La politica italiana è bloccata. Arrugginita e grippata in categorie rigide di destra e sinistra. Ed in modo sporadico il centro. Centro evocato e dibattuto specialmente da quel mondo cattolico, che insiste a sottolineare la propria identità ma, che non riesce più a dare un contributo degno della sua storia.

Recinti che servono solo a creare bassi livelli di competenza, indottrinamenti di parte di popolo insoddisfatto che ascolta solo la propria “pancia” e che non riesce ad uscire dalle difficoltà. Movimenti che vanno dal “vaffa day” agli “arancioni” passando per i no-vax, i salvinisti e “meloniani”.

Già questo panorama della politica è sconfortante, ma c’è un altro risvolto sconcertante. Si invoca un “Kennedy” che sappia avere una visione e “incantare” il popolo, indicare la strada che porta ad un futuro di benessere e di giustizia. Ma succede che un Paese così degradato tende ad eliminare chi emerge e tenta il cambiamento.

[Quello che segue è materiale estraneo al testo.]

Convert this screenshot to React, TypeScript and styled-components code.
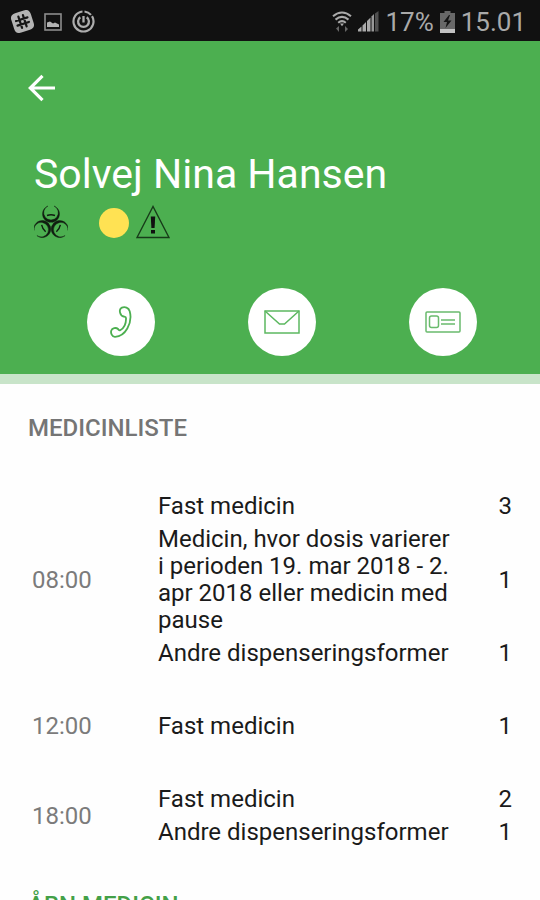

È così forte questa tendenza suicida che negli stessi partiti si scatena una crisi di rigetto che arriva al “political assassination” di chi mette a repentaglio il “quieto vivere” della maggioranza. E il sistema dei media con complicità di parte, malata, della magistratura, completa l’opera deleteria.

La nostra fortuna è che abbiamo un presidente della Repubblica come Mattarella, che sovrasta per senso istituzionale, sensibilità e intelligenza politica questo deserto. Ma può un Paese essere così in bilico? E per quanto?